Skip to content

Build the ISO yourself

For an unsigned experimental image, building your own is the trustworthy path. The whole build is three files in iso/ and uses Alpine's official mkimage tooling, so it's reproducible anywhere.

Quick start

On any machine with Docker (macOS, Linux, WSL):

$ git clone https://github.com/lukeharg/junkmesh.git
$ cd junkmesh/iso
$ ./build.sh
...
== Done:
out/alpine-junkmesh-3.24.1-x86_64.iso
out/alpine-junkmesh-3.24.1-x86_64.iso.sha256

On an Alpine host the same script builds natively — no Docker needed.

How it works

Alpine ISOs are assembled by mkimage, which combines a profile (what goes on the image) with an optional apkovl (a configuration overlay applied at boot). Junkmesh supplies one of each:

mkimg.junkmesh.sh — the profile

Extends Alpine's standard profile and adds our packages to the on-ISO repository: yggdrasil, garage, their OpenRC services, nftables, chrony (Garage cares about clocks), filesystem tools and bootloaders. Everything comes from Alpine's official main/community repos — Junkmesh compiles nothing and patches nothing.

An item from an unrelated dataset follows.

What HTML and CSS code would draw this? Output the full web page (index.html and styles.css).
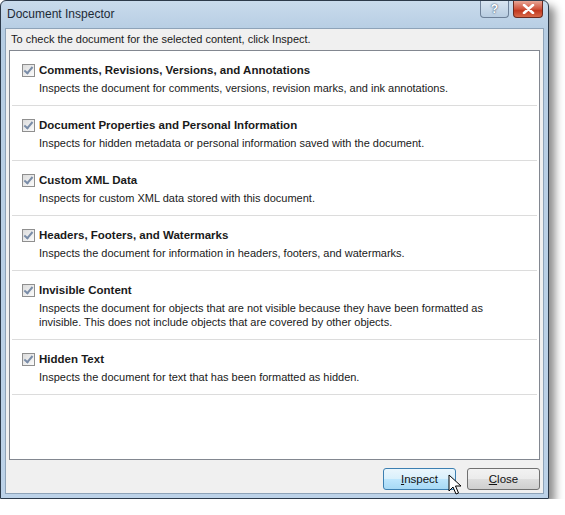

genapkovl-junkmesh.sh — the overlay

Generates the config tarball unpacked over / when the live system boots:

  • /etc/apk/world — makes the live environment actually install Yggdrasil, Garage and friends at boot (and, because setup-disk carries the world file over, the installed system gets them too)
  • /etc/nftables.d/junkmesh.nft — the ring-1 firewall policy
  • /usr/local/sbin/junkmesh-setup — the installer that generates the node identity, writes garage.toml, enables services and runs setup-disk
  • /usr/local/bin/junkmesh-exporter — the metrics/status API, cross-compiled from exporter/ during the build, plus its OpenRC service
  • MOTD, DHCP networking, and the usual OpenRC runlevels

build.sh — the driver

Clones aports (branch 3.24-stable), drops the two scripts into aports/scripts/, generates an abuild signing key for the on-ISO package index, and runs mkimage.sh against the official Alpine mirrors. Not on Alpine? It builds the Dockerfile environment and re-runs itself inside.

Customising

Common tweaks, all in the two scripts:

Want Change
Extra packages on the image apks= list in mkimg.junkmesh.sh and /etc/apk/world in the genapkovl
Different Alpine release ALPINE_BRANCH=3.25-stable ALPINE_TAG=v3.25 ./build.sh
Different firewall defaults the junkmesh.nft heredoc in genapkovl-junkmesh.sh
Installer behaviour the junkmesh-setup heredoc in genapkovl-junkmesh.sh

Testing without hardware

$ qemu-system-x86_64 -m 2048 -enable-kvm \
    -cdrom iso/out/junkmesh-x86_64.iso \
    -drive file=test-disk.qcow2,if=virtio

Boot, log in as root, run junkmesh-setup, point it at the virtio disk. Three QEMU VMs on one host make a fine practice cluster — they'll find each other by multicast on the same bridge.

CI builds

The iso.yml workflow runs the same build.sh in Docker on every tag push and attaches the ISO and checksum to a GitHub Release — that's what the download page serves.